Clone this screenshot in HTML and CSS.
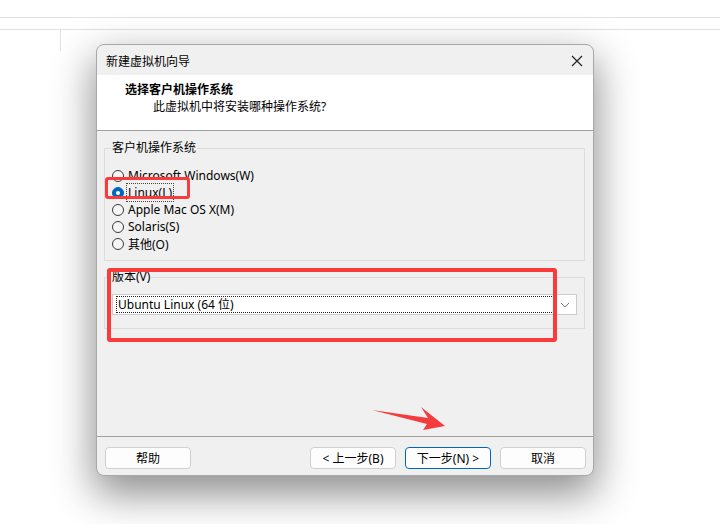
FILE: index.html
```html
<!DOCTYPE html>
<html lang="zh-CN">
<head>
    <meta charset="UTF-8">
    <title>新建虚拟机向导</title>
    <link rel="stylesheet" href="styles.css">
</head>
<body>
    <div class="topbar"></div>
    <div class="tabbar"></div>

    <div class="workspace">
        <div class="stub"></div>

        <div class="dialog">
            <div class="titlebar">
                <span class="title">新建虚拟机向导</span>
                <svg class="close" width="12" height="12" viewBox="0 0 12 12">
                    <path d="M1 1 L11 11 M11 1 L1 11" stroke="#222" stroke-width="1.2"/>
                </svg>
            </div>

            <div class="header">
                <div class="h-title">选择客户机操作系统</div>
                <div class="h-sub">此虚拟机中将安装哪种操作系统?</div>
            </div>

            <div class="body">
                <fieldset class="group">
                    <legend>客户机操作系统</legend>
                    <div class="radio"><span class="dot"></span>Microsoft Windows(W)</div>
                    <div class="radio checked"><span class="dot"></span><span class="focus">Linux(L)</span></div>
                    <div class="radio"><span class="dot"></span>Apple Mac OS X(M)</div>
                    <div class="radio"><span class="dot"></span>Solaris(S)</div>
                    <div class="radio"><span class="dot"></span>其他(O)</div>
                </fieldset>

                <fieldset class="group version">
                    <legend>版本(V)</legend>
                    <div class="combo">
                        <div class="combo-text">Ubuntu Linux (64 位)</div>
                        <svg class="chev" width="10" height="6" viewBox="0 0 10 6">
                            <path d="M1 1 L5 5 L9 1" fill="none" stroke="#777" stroke-width="1"/>
                        </svg>
                    </div>
                </fieldset>
            </div>

            <div class="footer">
                <button class="btn">帮助</button>
                <div class="spacer"></div>
                <button class="btn">&lt; 上一步(B)</button>
                <button class="btn primary">下一步(N) &gt;</button>
                <button class="btn">取消</button>
            </div>
        </div>
    </div>

    <!-- annotations -->
    <div class="mark mark-linux"></div>
    <div class="mark mark-version"></div>
    <svg class="arrow" width="80" height="30" viewBox="0 0 80 30">
        <polygon points="0,5 56,13 49,2 73,21 51,25 55,19" fill="#f53b3b"/>
    </svg>
</body>
</html>
```

FILE: styles.css
```css
html { background: #fff; }
body { margin: 0; min-height: 524px; background: #fff; font-family: "Noto Sans", "Noto Sans CJK SC", sans-serif; font-size: 12px; color: #000; }
.topbar { height: 17px; border-bottom: 1px solid #e2e2e2; }
.tabbar { height: 11px; border-bottom: 1px solid #e2e2e2; }
.workspace { display: flex; align-items: flex-start; }
.stub { width: 60px; height: 21px; border-right: 1px solid #e2e2e2; }

.dialog { margin: 14px 0 0 35px; width: 498px; height: 432px; box-sizing: border-box; border: 1px solid #a8a8a8; border-radius: 8px; background: #f0f0f0; box-shadow: 0 16px 40px 2px rgba(0,0,0,0.45); display: flex; flex-direction: column; overflow: hidden; }

.titlebar { height: 30px; flex-shrink: 0; display: flex; align-items: center; padding: 0 10px 0 9px; }
.title { flex: 1; padding-top: 2px; }
.close { margin-top: 2px; }

.header { height: 55px; flex-shrink: 0; background: #fff; border-bottom: 1px solid #a0a0a0; padding-left: 28px; }
.h-title { font-weight: bold; margin-top: 7px; line-height: 16px; }
.h-sub { margin-left: 28px; margin-top: 1px; line-height: 16px; }

.body { height: 305px; flex-shrink: 0; box-sizing: border-box; padding: 9px 8px 0 7px; }
.group { margin: 0; border: 1px solid #dcdcdc; padding: 11px 7px 8px 7px; }
.group legend { padding: 0 1px; margin-left: -1px; line-height: 16px; }
.version { margin-top: 8px; padding-top: 9px; padding-bottom: 13px; }

.radio { display: flex; align-items: center; height: 17px; gap: 4px; }
.dot { width: 10px; height: 10px; border: 1px solid #3a3a3a; border-radius: 50%; background: #f6f6f6; box-sizing: content-box; }
.checked .dot { background: #0067c0; border-color: #0067c0; position: relative; }
.checked .dot::after { content: ""; position: absolute; left: 3px; top: 3px; width: 4px; height: 4px; border-radius: 50%; background: #fff; }
.focus { border: 1px dotted #444; padding: 0 1px; margin-left: -2px; }

.combo { height: 21px; box-sizing: border-box; background: #fff; border: 1px solid #cccccc; display: flex; align-items: center; padding: 2px; }
.combo-text { flex: 1; height: 15px; line-height: 15px; border: 1px dotted #222; padding-left: 1px; margin-right: 4px; margin-left: 1px; }
.chev { margin-right: 4px; }

.footer { flex: 1; border-top: 1px solid #a0a0a0; display: flex; align-items: flex-start; padding: 10px 7px 0 8px; gap: 9px; }
.spacer { flex: 1; }
.btn { width: 86px; height: 22px; background: #fdfdfd; border: 1px solid #d0d0d0; border-radius: 4px; font-family: inherit; font-size: 12px; padding: 0; color: #000; }
.primary { border-color: #0067c0; }

.mark { position: absolute; border: 3px solid #fb3a3a; border-radius: 3px; box-sizing: border-box; }
.mark-linux { left: 105px; top: 177px; width: 85px; height: 22px; }
.mark-version { left: 107px; top: 268px; width: 450px; height: 74px; border-width: 4px; }
.arrow { position: absolute; left: 372px; top: 405px; }
```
++++++++++
#### Exercise aim:
Copy out each line word for word, please, skipping the images.

#### Task solution:
Clone this screenshot in HTML and CSS.
FILE: index.html
```html
<!DOCTYPE html>
<html lang="zh-CN">
<head>
    <meta charset="UTF-8">
    <title>新建虚拟机向导</title>
    <link rel="stylesheet" href="styles.css">
</head>
<body>
    <div class="topbar"></div>
    <div class="tabbar"></div>

    <div class="workspace">
        <div class="stub"></div>

        <div class="dialog">
            <div class="titlebar">
                <span class="title">新建虚拟机向导</span>
                <svg class="close" width="12" height="12" viewBox="0 0 12 12">
                    <path d="M1 1 L11 11 M11 1 L1 11" stroke="#222" stroke-width="1.2"/>
                </svg>
            </div>

            <div class="header">
                <div class="h-title">选择客户机操作系统</div>
                <div class="h-sub">此虚拟机中将安装哪种操作系统?</div>
            </div>

            <div class="body">
                <fieldset class="group">
                    <legend>客户机操作系统</legend>
                    <div class="radio"><span class="dot"></span>Microsoft Windows(W)</div>
                    <div class="radio checked"><span class="dot"></span><span class="focus">Linux(L)</span></div>
                    <div class="radio"><span class="dot"></span>Apple Mac OS X(M)</div>
                    <div class="radio"><span class="dot"></span>Solaris(S)</div>
                    <div class="radio"><span class="dot"></span>其他(O)</div>
                </fieldset>

                <fieldset class="group version">
                    <legend>版本(V)</legend>
                    <div class="combo">
                        <div class="combo-text">Ubuntu Linux (64 位)</div>
                        <svg class="chev" width="10" height="6" viewBox="0 0 10 6">
                            <path d="M1 1 L5 5 L9 1" fill="none" stroke="#777" stroke-width="1"/>
                        </svg>
                    </div>
                </fieldset>
            </div>

            <div class="footer">
                <button class="btn">帮助</button>
                <div class="spacer"></div>
                <button class="btn">&lt; 上一步(B)</button>
                <button class="btn primary">下一步(N) &gt;</button>
                <button class="btn">取消</button>
            </div>
        </div>
    </div>

    <!-- annotations -->
    <div class="mark mark-linux"></div>
    <div class="mark mark-version"></div>
    <svg class="arrow" width="80" height="30" viewBox="0 0 80 30">
        <polygon points="0,5 56,13 49,2 73,21 51,25 55,19" fill="#f53b3b"/>
    </svg>
</body>
</html>
```

FILE: styles.css
```css
html { background: #fff; }
body { margin: 0; min-height: 524px; background: #fff; font-family: "Noto Sans", "Noto Sans CJK SC", sans-serif; font-size: 12px; color: #000; }
.topbar { height: 17px; border-bottom: 1px solid #e2e2e2; }
.tabbar { height: 11px; border-bottom: 1px solid #e2e2e2; }
.workspace { display: flex; align-items: flex-start; }
.stub { width: 60px; height: 21px; border-right: 1px solid #e2e2e2; }

.dialog { margin: 14px 0 0 35px; width: 498px; height: 432px; box-sizing: border-box; border: 1px solid #a8a8a8; border-radius: 8px; background: #f0f0f0; box-shadow: 0 16px 40px 2px rgba(0,0,0,0.45); display: flex; flex-direction: column; overflow: hidden; }

.titlebar { height: 30px; flex-shrink: 0; display: flex; align-items: center; padding: 0 10px 0 9px; }
.title { flex: 1; padding-top: 2px; }
.close { margin-top: 2px; }

.header { height: 55px; flex-shrink: 0; background: #fff; border-bottom: 1px solid #a0a0a0; padding-left: 28px; }
.h-title { font-weight: bold; margin-top: 7px; line-height: 16px; }
.h-sub { margin-left: 28px; margin-top: 1px; line-height: 16px; }

.body { height: 305px; flex-shrink: 0; box-sizing: border-box; padding: 9px 8px 0 7px; }
.group { margin: 0; border: 1px solid #dcdcdc; padding: 11px 7px 8px 7px; }
.group legend { padding: 0 1px; margin-left: -1px; line-height: 16px; }
.version { margin-top: 8px; padding-top: 9px; padding-bottom: 13px; }

.radio { display: flex; align-items: center; height: 17px; gap: 4px; }
.dot { width: 10px; height: 10px; border: 1px solid #3a3a3a; border-radius: 50%; background: #f6f6f6; box-sizing: content-box; }
.checked .dot { background: #0067c0; border-color: #0067c0; position: relative; }
.checked .dot::after { content: ""; position: absolute; left: 3px; top: 3px; width: 4px; height: 4px; border-radius: 50%; background: #fff; }
.focus { border: 1px dotted #444; padding: 0 1px; margin-left: -2px; }

.combo { height: 21px; box-sizing: border-box; background: #fff; border: 1px solid #cccccc; display: flex; align-items: center; padding: 2px; }
.combo-text { flex: 1; height: 15px; line-height: 15px; border: 1px dotted #222; padding-left: 1px; margin-right: 4px; margin-left: 1px; }
.chev { margin-right: 4px; }

.footer { flex: 1; border-top: 1px solid #a0a0a0; display: flex; align-items: flex-start; padding: 10px 7px 0 8px; gap: 9px; }
.spacer { flex: 1; }
.btn { width: 86px; height: 22px; background: #fdfdfd; border: 1px solid #d0d0d0; border-radius: 4px; font-family: inherit; font-size: 12px; padding: 0; color: #000; }
.primary { border-color: #0067c0; }

.mark { position: absolute; border: 3px solid #fb3a3a; border-radius: 3px; box-sizing: border-box; }
.mark-linux { left: 105px; top: 177px; width: 85px; height: 22px; }
.mark-version { left: 107px; top: 268px; width: 450px; height: 74px; border-width: 4px; }
.arrow { position: absolute; left: 372px; top: 405px; }
```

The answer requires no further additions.